## What you are asked to do:
Copy each line that holds "image".

## Supplied information:
(begin)
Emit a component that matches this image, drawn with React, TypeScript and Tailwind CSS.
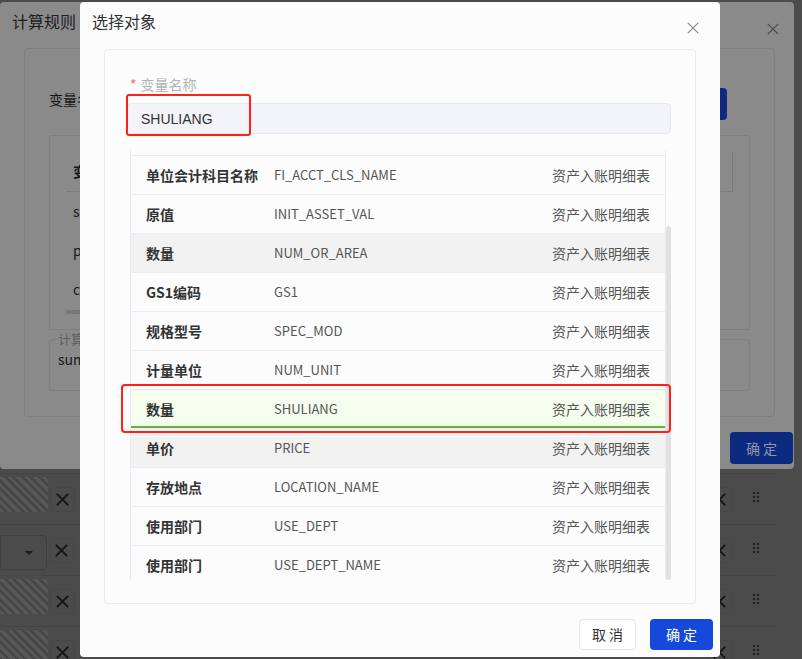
import React from "react";

const fields = [
  { name: "单位会计科目名称", code: "FI_ACCT_CLS_NAME" },
  { name: "原值", code: "INIT_ASSET_VAL" },
  { name: "数量", code: "NUM_OR_AREA", tone: "gray" },
  { name: "GS1编码", code: "GS1" },
  { name: "规格型号", code: "SPEC_MOD" },
  { name: "计量单位", code: "NUM_UNIT" },
  { name: "数量", code: "SHULIANG", tone: "picked" },
  { name: "单价", code: "PRICE", tone: "gray" },
  { name: "存放地点", code: "LOCATION_NAME" },
  { name: "使用部门", code: "USE_DEPT" },
  { name: "使用部门", code: "USE_DEPT_NAME" },
];

function CloseIcon({ className, width = 1.2 }: { className?: string; width?: number }) {
  return (
    <svg viewBox="0 0 12 12" className={className} fill="none" stroke="currentColor" strokeWidth={width}>
      <path d="M0.8 0.8L11.2 11.2M11.2 0.8L0.8 11.2" />
    </svg>
  );
}

// ---------------- page behind the dialogs ----------------
function BackRow({ kind }: { kind: "hatch" | "select" }) {
  return (
    <div className="flex h-[51px] w-[775px] items-start border-t border-[#444444]">
      {kind === "hatch" ? (
        <div className="mt-[3px] h-[35px] w-[48px] rounded-r-[3px] bg-[image:repeating-linear-gradient(45deg,#585858_0px,#585858_3px,#474747_3px,#474747_6px)]" />
      ) : (
        <div className="mt-[10px] flex h-[35px] w-[47px] items-center justify-end rounded-r-[4px] border border-[#3f3f3f] pr-[13px]">
          <span className="h-0 w-0 border-x-[4px] border-t-[4px] border-x-transparent border-t-[#1c1c1c]" />
        </div>
      )}
      <div className="ml-[2px] mt-[13px] flex h-[25px] w-[25px] items-center justify-center rounded-[3px] border border-[#474747]">
        <CloseIcon className="h-[13px] w-[13px] text-[#161616]" width={1.8} />
      </div>
      <div className="flex-1" />
      <div className="mt-[13px] flex h-[25px] w-[25px] items-center justify-center rounded-[3px] border border-[#474747]">
        <CloseIcon className="h-[13px] w-[13px] text-[#161616]" width={1.8} />
      </div>
      <div className="ml-[21px] mr-[16px] mt-[18px] grid grid-cols-2 gap-[2px]">
        {[0, 1, 2, 3, 4, 5].map((i) => (
          <span key={i} className="h-[2px] w-[2px] bg-[#1e1e1e]" />
        ))}
      </div>
    </div>
  );
}

function RuleDialog() {
  return (
    <div className="absolute left-0 top-[2px] flex h-[467px] w-[794px] flex-col rounded-[4px] bg-[#8a8a8a]">
      <div className="flex h-[46px] items-start justify-between pl-[12px] pr-[15px]">
        <span className="pt-[7px] text-[16px] leading-6 text-[#1d1d1d]">计算规则</span>
        <CloseIcon className="mt-[21px] h-[12px] w-[12px] text-[#474747]" />
      </div>
      <div className="ml-[24px] h-[369px] w-[751px] rounded-[4px] border border-[#7f7f7f]">
        <div className="mt-[39px] flex h-[32px] items-start justify-between pl-[24px] pr-[47px]">
          <span className="mt-[1px] text-[14px] leading-5 text-[#141414]">变量名称：</span>
          <span className="h-[32px] w-[60px] rounded-[4px] bg-[#0d2a7c]" />
        </div>
        <div className="ml-[24px] mt-[15px] h-[195px] w-[701px] rounded-[2px] border border-[#7f7f7f] px-[16px] pt-[15px]">
          <div className="flex h-[41px] items-center border-b border-r border-[#7b7b7b] pl-[7px] text-[14px] font-bold text-[#151515]">
            变量名称
          </div>
          {["sum", "price", "count"].map((t) => (
            <div key={t} className="flex h-[39px] items-center pl-[7px] text-[14px] text-[#181818]">
              {t}
            </div>
          ))}
          <div className="mt-[1px] h-[4px] w-[120px] rounded-full bg-[#777777]" />
        </div>
        <div className="relative ml-[24px] mt-[9px] h-[52px] w-[701px] rounded-[4px] border border-[#7f7f7f] px-[8px] pt-[6px]">
          <span className="absolute -top-[9px] left-[8px] bg-[#8a8a8a] text-[13px] leading-[16px] text-[#5e5e5e]">计算公式</span>
          <span className="text-[14px] leading-5 text-[#1a1a1a]">sum*price</span>
        </div>
      </div>
      <div className="mt-[15px] flex justify-end pr-[1px]">
        <span className="flex h-[32px] w-[63px] items-center justify-center rounded-[4px] bg-[#0b2a80] text-[14px] text-[#8f96a8]">
          确 定
        </span>
      </div>
    </div>
  );
}

// ---------------- 选择对象 ----------------
function PickDialog() {
  return (
    <div className="absolute left-[80px] top-[2px] flex h-[655px] w-[640px] flex-col rounded-[4px] bg-[#fcfcfd]">
      <div className="flex h-[47px] items-start justify-between pl-[12px] pr-[21px]">
        <span className="pt-[7px] text-[16px] leading-6 text-[#303133]">选择对象</span>
        <CloseIcon className="mt-[20px] h-[12px] w-[12px] text-[#8a8a8a]" />
      </div>

      <div className="mx-[24px] h-[555px] rounded-[4px] border border-[#e7eaf2] pl-[22px] pr-[24px]">
        <div className="flex pt-[24px] text-[14px] leading-5">
          <span className="ml-[3px] mr-[4px] text-[#f56c6c]">*</span>
          <span className="text-[#b3b3b3]">变量名称</span>
        </div>

        <div className="relative mt-[9px]">
          <div className="flex h-[31px] items-center rounded-[4px] border border-[#e6e8ef] bg-[#f3f4f9] pl-[13px] pt-[1px] font-['Liberation_Sans','Noto_Sans_CJK_SC',sans-serif] text-[14px] text-[#333]">
            SHULIANG
          </div>
          <div className="pointer-events-none absolute -left-[1px] -top-[9px] h-[42px] w-[125px] rounded-[3px] border-2 border-[#ff2117]" />
        </div>

        <div className="relative ml-[3px] mt-[16px] h-[430px] w-[541px]">
          <div className="flex h-full overflow-hidden">
            <div className="w-[536px] border-x border-[#e8ebf3] pt-[5px]">
              {fields.map((f, i) => (
                <div
                  key={i}
                  className={`flex h-[39px] items-center border-t ${
                    f.tone === "picked"
                      ? "border-[#dfe6f4] bg-[#f4fdee] shadow-[inset_0_-2px_0_#6ab13c]"
                      : f.tone === "gray"
                        ? "border-[#e9ecf4] bg-[#f2f2f2]"
                        : "border-[#e9ecf4]"
                  }`}
                >
                  <div className="w-[143px] pl-[15px] text-[14px] font-bold text-[#333]">{f.name}</div>
                  <div className="flex-1 text-[13px] text-[#555]">{f.code}</div>
                  <div className="pr-[15px] text-[14px] text-[#555]">资产入账明细表</div>
                </div>
              ))}
            </div>
            <div className="flex w-[5px] flex-col pt-[76px]">
              <div className="flex-1 rounded-full bg-[#e1e1e1]" />
            </div>
          </div>
          <div className="pointer-events-none absolute -left-[9px] top-[234px] h-[49px] w-[550px] rounded-[4px] border-2 border-[#ff2117]" />
        </div>
      </div>

      <div className="mt-[15px] flex justify-end gap-[14px] pr-[7px]">
        <button className="h-[31px] w-[57px] rounded-[4px] border border-[#e3e5ea] bg-white text-[14px] text-[#333]">
          取 消
        </button>
        <button className="h-[31px] w-[63px] rounded-[4px] bg-[#1649d9] text-[14px] text-white">确 定</button>
      </div>
    </div>
  );
}

export default function App() {
  return (
    <div className="relative h-[659px] w-[802px] overflow-hidden bg-[#4b4b4b] font-['Noto_Sans_CJK_SC',sans-serif]">
      <div className="pt-[473px]">
        <BackRow kind="hatch" />
        <BackRow kind="select" />
        <BackRow kind="hatch" />
        <BackRow kind="hatch" />
      </div>
      <RuleDialog />
      <PickDialog />
    </div>
  );
}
(end)
## Answer:
Emit a component that matches this image, drawn with React, TypeScript and Tailwind CSS.
        <div className="mt-[3px] h-[35px] w-[48px] rounded-r-[3px] bg-[image:repeating-linear-gradient(45deg,#585858_0px,#585858_3px,#474747_3px,#474747_6px)]" />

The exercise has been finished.